====== DATA SECTION
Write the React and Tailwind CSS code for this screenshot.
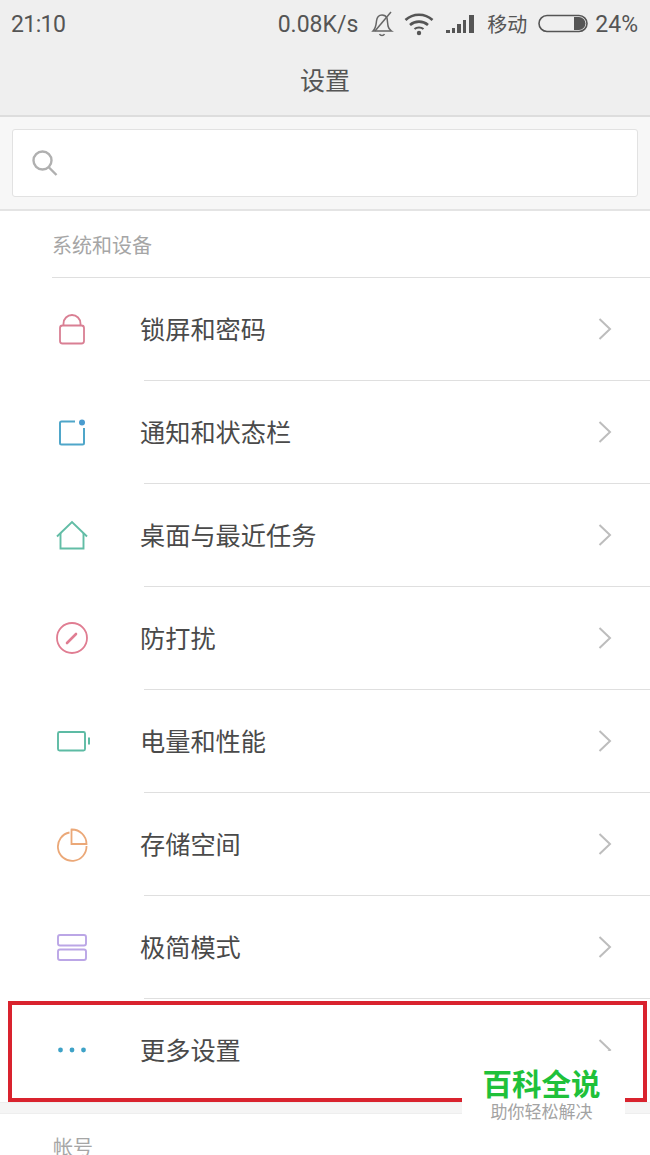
const FONT = "font-['Noto_Sans_CJK_SC','Noto_Sans_CJK_JP',sans-serif]";

const Chevron = () => (
  <svg width="16" height="24" viewBox="0 0 16 24" fill="none" stroke="#bdbdbd" strokeWidth="2">
    <path d="M2.5 2 L13 12 L2.5 22" />
  </svg>
);

const icons = {
  lock: (
    <svg width="36" height="36" viewBox="0 0 36 36" fill="none" stroke="#d97f93" strokeWidth="1.8">
      <rect x="6" y="14.5" width="24" height="18" rx="2.5" />
      <path d="M9.5 14.5 V12.5 a8.5 8.5 0 0 1 17 0 V14.5" />
    </svg>
  ),
  notify: (
    <svg width="36" height="36" viewBox="0 0 36 36" fill="none" stroke="#4fa6c9" strokeWidth="2">
      <path d="M21 7.5 H7.5 a1.5 1.5 0 0 0 -1.5 1.5 V29 a1.5 1.5 0 0 0 1.5 1.5 H28.5 a1.5 1.5 0 0 0 1.5 -1.5 V14" />
      <circle cx="28" cy="8.5" r="3" fill="#4a9ccf" stroke="none" />
    </svg>
  ),
  home: (
    <svg width="36" height="36" viewBox="0 0 36 36" fill="none" stroke="#62bda6" strokeWidth="1.9">
      <path d="M3 19.5 L18 5 L33 19.5" />
      <path d="M6.5 16 V31.5 H29.5 V16" />
    </svg>
  ),
  dnd: (
    <svg width="36" height="36" viewBox="0 0 36 36" fill="none" stroke="#e07d92" strokeWidth="1.8">
      <circle cx="18" cy="18" r="15" />
      <path d="M13 23 L22 14" strokeWidth="2.6" strokeLinecap="round" />
    </svg>
  ),
  battery: (
    <svg width="36" height="36" viewBox="0 0 36 36" fill="none" stroke="#5dbba4" strokeWidth="1.9">
      <rect x="4" y="9" width="27" height="18.5" rx="1.5" />
      <path d="M35 14.5 V21.5" strokeWidth="2" />
    </svg>
  ),
  storage: (
    <svg width="36" height="36" viewBox="0 0 36 36" fill="none" stroke="#eba878" strokeWidth="1.8">
      <path d="M15.5 6.5 A14.3 14.3 0 1 0 32.5 20" />
      <path d="M17.5 3.5 A14.5 14.5 0 0 1 32.5 18 H17.5 Z" />
    </svg>
  ),
  simple: (
    <svg width="36" height="36" viewBox="0 0 36 36" fill="none" stroke="#bba6e6" strokeWidth="1.9">
      <rect x="4" y="6" width="28" height="10.5" rx="2" />
      <rect x="4" y="20.5" width="28" height="10.5" rx="2" />
    </svg>
  ),
  more: (
    <svg width="36" height="36" viewBox="0 0 36 36" fill="#3ea2c7">
      <circle cx="6.5" cy="18" r="2.4" />
      <circle cx="18" cy="18" r="2.4" />
      <circle cx="29.5" cy="18" r="2.4" />
    </svg>
  ),
};

const rows = [
  ["lock", "锁屏和密码"],
  ["notify", "通知和状态栏"],
  ["home", "桌面与最近任务"],
  ["dnd", "防打扰"],
  ["battery", "电量和性能"],
  ["storage", "存储空间"],
  ["simple", "极简模式"],
  ["more", "更多设置"],
];

function Row({ icon, label, last }) {
  return (
    <div className="relative flex h-[103px] items-center pb-[2px] pl-[54px] pr-[37px]">
      <div className="flex h-9 w-9 shrink-0 items-center justify-center">{icons[icon]}</div>
      <div className="ml-[50px] flex-1 text-[25.2px] leading-none text-[#4a4a4a]">{label}</div>
      <Chevron />
      {!last && <div className="absolute bottom-0 left-[144px] right-0 h-px bg-[#dfdfdf]" />}
    </div>
  );
}

export default function App() {
  return (
    <div className={`relative h-[1155px] w-[650px] overflow-hidden bg-white ${FONT}`}>
      <header className="h-[117px] border-b-2 border-[#dddddd] bg-[#efefef]">
        <div className="flex h-[48px] items-center justify-between pl-[11px] pr-[12px] text-[#555555]">
          <span className="font-['Roboto',sans-serif] text-[23px] leading-none tracking-[-0.6px]">21:10</span>
          <div className="flex items-center">
            <span className="font-['Roboto',sans-serif] text-[23px] leading-none">0.08K/s</span>
            <svg className="ml-[12px]" width="24" height="28" viewBox="0 0 24 28" fill="none" stroke="#666" strokeWidth="1.5">
              <path d="M3 21 C6 18 6 15 6.5 11 C7 7 9.5 5 12 5 C14 5 16 6 17 8 L18 16 C18.5 18.5 20 20 21.5 21 H3 Z" />
              <path d="M9.5 24 C10.5 26 13.5 26 14.5 24" />
              <path d="M21 2 L5 21" />
            </svg>
            <svg className="ml-[10px]" width="30" height="24" viewBox="0 0 30 24" fill="none" stroke="#555" strokeWidth="2.6">
              <path d="M1.5 8 C9 1 21 1 28.5 8" />
              <path d="M6 13 C11 8.5 19 8.5 24 13" />
              <path d="M10.5 17 C13 15 17 15 19.5 17" strokeWidth="2.2" />
              <circle cx="15" cy="21" r="2.2" fill="#555" stroke="none" />
            </svg>
            <svg className="ml-[12px]" width="29" height="20" viewBox="0 0 29 20" fill="#555">
              <rect x="0" y="16" width="4" height="3" />
              <rect x="6" y="14" width="3" height="5" />
              <rect x="11" y="10" width="4" height="9" />
              <rect x="17" y="6" width="3" height="13" />
              <rect x="23" y="1" width="5" height="18" />
            </svg>
            <span className="ml-[12px] text-[20px] leading-none">移动</span>
            <svg className="ml-[11px]" width="50" height="20" viewBox="0 0 50 20" fill="none" stroke="#555" strokeWidth="1.6">
              <rect x="1" y="1.5" width="48" height="16" rx="8" />
              <path d="M36 3 H41 A6.5 6.5 0 0 1 41 16 H36 Z" fill="#555" stroke="none" />
            </svg>
            <span className="ml-[7px] font-['Roboto',sans-serif] text-[23px] leading-none">24%</span>
          </div>
        </div>
        <h1 className="mt-px text-center text-[25px] font-normal leading-[60px] text-[#555555]">设置</h1>
      </header>

      <div className="h-[94px] border-b-2 border-[#e4e4e4] bg-[#f7f7f7] px-[12px] pt-[12px]">
        <div className="flex h-[68px] items-center rounded-[3px] border border-[#e2e2e2] bg-white pl-[18px]">
          <svg width="28" height="28" viewBox="0 0 28 28" fill="none" stroke="#b0b0b0" strokeWidth="2.4">
            <circle cx="11.5" cy="11.5" r="9" />
            <path d="M18 18.5 L25.5 26" />
          </svg>
        </div>
      </div>

      <div className="ml-[52px] flex h-[67px] items-center border-b border-[#dfdfdf] pt-[2px] text-[20px] leading-none text-[#a6a6a6]">系统和设备</div>

      {rows.map(([icon, label], i) => (
        <Row key={icon} icon={icon} label={label} last={i === rows.length - 1} />
      ))}

      <div className="h-[12px] border-y border-[#eeeeee] bg-[#f5f5f5]" />
      <div className="ml-[53px] mt-[23px] text-[20px] leading-none text-[#a6a6a6]">帐号</div>

      <div className="absolute left-[8px] top-[1001px] h-[101px] w-[639px] border-[4px] border-[#d9232e]" />

      <div className="absolute left-[462px] top-[1051px] flex h-[79px] w-[163px] flex-col items-center bg-white pr-[4px]">
        <div className="mt-[14px] text-[29.5px] font-bold leading-[34px] text-[#1fc13a]">百科全说</div>
        <div className="mt-[2px] text-[17px] leading-[20px] text-[#a3a3a3]">助你轻松解决</div>
      </div>
    </div>
  );
}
============
# [WHAT IS REQUIRED]
Reproduce all of the material above word for word. Omit the pictures.

# [EXERCISE RESULT]
Write the React and Tailwind CSS code for this screenshot.
const FONT = "font-['Noto_Sans_CJK_SC','Noto_Sans_CJK_JP',sans-serif]";

const Chevron = () => (
  <svg width="16" height="24" viewBox="0 0 16 24" fill="none" stroke="#bdbdbd" strokeWidth="2">
    <path d="M2.5 2 L13 12 L2.5 22" />
  </svg>
);

const icons = {
  lock: (
    <svg width="36" height="36" viewBox="0 0 36 36" fill="none" stroke="#d97f93" strokeWidth="1.8">
      <rect x="6" y="14.5" width="24" height="18" rx="2.5" />
      <path d="M9.5 14.5 V12.5 a8.5 8.5 0 0 1 17 0 V14.5" />
    </svg>
  ),
  notify: (
    <svg width="36" height="36" viewBox="0 0 36 36" fill="none" stroke="#4fa6c9" strokeWidth="2">
      <path d="M21 7.5 H7.5 a1.5 1.5 0 0 0 -1.5 1.5 V29 a1.5 1.5 0 0 0 1.5 1.5 H28.5 a1.5 1.5 0 0 0 1.5 -1.5 V14" />
      <circle cx="28" cy="8.5" r="3" fill="#4a9ccf" stroke="none" />
    </svg>
  ),
  home: (
    <svg width="36" height="36" viewBox="0 0 36 36" fill="none" stroke="#62bda6" strokeWidth="1.9">
      <path d="M3 19.5 L18 5 L33 19.5" />
      <path d="M6.5 16 V31.5 H29.5 V16" />
    </svg>
  ),
  dnd: (
    <svg width="36" height="36" viewBox="0 0 36 36" fill="none" stroke="#e07d92" strokeWidth="1.8">
      <circle cx="18" cy="18" r="15" />
      <path d="M13 23 L22 14" strokeWidth="2.6" strokeLinecap="round" />
    </svg>
  ),
  battery: (
    <svg width="36" height="36" viewBox="0 0 36 36" fill="none" stroke="#5dbba4" strokeWidth="1.9">
      <rect x="4" y="9" width="27" height="18.5" rx="1.5" />
      <path d="M35 14.5 V21.5" strokeWidth="2" />
    </svg>
  ),
  storage: (
    <svg width="36" height="36" viewBox="0 0 36 36" fill="none" stroke="#eba878" strokeWidth="1.8">
      <path d="M15.5 6.5 A14.3 14.3 0 1 0 32.5 20" />
      <path d="M17.5 3.5 A14.5 14.5 0 0 1 32.5 18 H17.5 Z" />
    </svg>
  ),
  simple: (
    <svg width="36" height="36" viewBox="0 0 36 36" fill="none" stroke="#bba6e6" strokeWidth="1.9">
      <rect x="4" y="6" width="28" height="10.5" rx="2" />
      <rect x="4" y="20.5" width="28" height="10.5" rx="2" />
    </svg>
  ),
  more: (
    <svg width="36" height="36" viewBox="0 0 36 36" fill="#3ea2c7">
      <circle cx="6.5" cy="18" r="2.4" />
      <circle cx="18" cy="18" r="2.4" />
      <circle cx="29.5" cy="18" r="2.4" />
    </svg>
  ),
};

const rows = [
  ["lock", "锁屏和密码"],
  ["notify", "通知和状态栏"],
  ["home", "桌面与最近任务"],
  ["dnd", "防打扰"],
  ["battery", "电量和性能"],
  ["storage", "存储空间"],
  ["simple", "极简模式"],
  ["more", "更多设置"],
];

function Row({ icon, label, last }) {
  return (
    <div className="relative flex h-[103px] items-center pb-[2px] pl-[54px] pr-[37px]">
      <div className="flex h-9 w-9 shrink-0 items-center justify-center">{icons[icon]}</div>
      <div className="ml-[50px] flex-1 text-[25.2px] leading-none text-[#4a4a4a]">{label}</div>
      <Chevron />
      {!last && <div className="absolute bottom-0 left-[144px] right-0 h-px bg-[#dfdfdf]" />}
    </div>
  );
}

export default function App() {
  return (
    <div className={`relative h-[1155px] w-[650px] overflow-hidden bg-white ${FONT}`}>
      <header className="h-[117px] border-b-2 border-[#dddddd] bg-[#efefef]">
        <div className="flex h-[48px] items-center justify-between pl-[11px] pr-[12px] text-[#555555]">
          <span className="font-['Roboto',sans-serif] text-[23px] leading-none tracking-[-0.6px]">21:10</span>
          <div className="flex items-center">
            <span className="font-['Roboto',sans-serif] text-[23px] leading-none">0.08K/s</span>
            <svg className="ml-[12px]" width="24" height="28" viewBox="0 0 24 28" fill="none" stroke="#666" strokeWidth="1.5">
              <path d="M3 21 C6 18 6 15 6.5 11 C7 7 9.5 5 12 5 C14 5 16 6 17 8 L18 16 C18.5 18.5 20 20 21.5 21 H3 Z" />
              <path d="M9.5 24 C10.5 26 13.5 26 14.5 24" />
              <path d="M21 2 L5 21" />
            </svg>
            <svg className="ml-[10px]" width="30" height="24" viewBox="0 0 30 24" fill="none" stroke="#555" strokeWidth="2.6">
              <path d="M1.5 8 C9 1 21 1 28.5 8" />
              <path d="M6 13 C11 8.5 19 8.5 24 13" />
              <path d="M10.5 17 C13 15 17 15 19.5 17" strokeWidth="2.2" />
              <circle cx="15" cy="21" r="2.2" fill="#555" stroke="none" />
            </svg>
            <svg className="ml-[12px]" width="29" height="20" viewBox="0 0 29 20" fill="#555">
              <rect x="0" y="16" width="4" height="3" />
              <rect x="6" y="14" width="3" height="5" />
              <rect x="11" y="10" width="4" height="9" />
              <rect x="17" y="6" width="3" height="13" />
              <rect x="23" y="1" width="5" height="18" />
            </svg>
            <span className="ml-[12px] text-[20px] leading-none">移动</span>
            <svg className="ml-[11px]" width="50" height="20" viewBox="0 0 50 20" fill="none" stroke="#555" strokeWidth="1.6">
              <rect x="1" y="1.5" width="48" height="16" rx="8" />
              <path d="M36 3 H41 A6.5 6.5 0 0 1 41 16 H36 Z" fill="#555" stroke="none" />
            </svg>
            <span className="ml-[7px] font-['Roboto',sans-serif] text-[23px] leading-none">24%</span>
          </div>
        </div>
        <h1 className="mt-px text-center text-[25px] font-normal leading-[60px] text-[#555555]">设置</h1>
      </header>

      <div className="h-[94px] border-b-2 border-[#e4e4e4] bg-[#f7f7f7] px-[12px] pt-[12px]">
        <div className="flex h-[68px] items-center rounded-[3px] border border-[#e2e2e2] bg-white pl-[18px]">
          <svg width="28" height="28" viewBox="0 0 28 28" fill="none" stroke="#b0b0b0" strokeWidth="2.4">
            <circle cx="11.5" cy="11.5" r="9" />
            <path d="M18 18.5 L25.5 26" />
          </svg>
        </div>
      </div>

      <div className="ml-[52px] flex h-[67px] items-center border-b border-[#dfdfdf] pt-[2px] text-[20px] leading-none text-[#a6a6a6]">系统和设备</div>

      {rows.map(([icon, label], i) => (
        <Row key={icon} icon={icon} label={label} last={i === rows.length - 1} />
      ))}

      <div className="h-[12px] border-y border-[#eeeeee] bg-[#f5f5f5]" />
      <div className="ml-[53px] mt-[23px] text-[20px] leading-none text-[#a6a6a6]">帐号</div>

      <div className="absolute left-[8px] top-[1001px] h-[101px] w-[639px] border-[4px] border-[#d9232e]" />

      <div className="absolute left-[462px] top-[1051px] flex h-[79px] w-[163px] flex-col items-center bg-white pr-[4px]">
        <div className="mt-[14px] text-[29.5px] font-bold leading-[34px] text-[#1fc13a]">百科全说</div>
        <div className="mt-[2px] text-[17px] leading-[20px] text-[#a3a3a3]">助你轻松解决</div>
      </div>
    </div>
  );
}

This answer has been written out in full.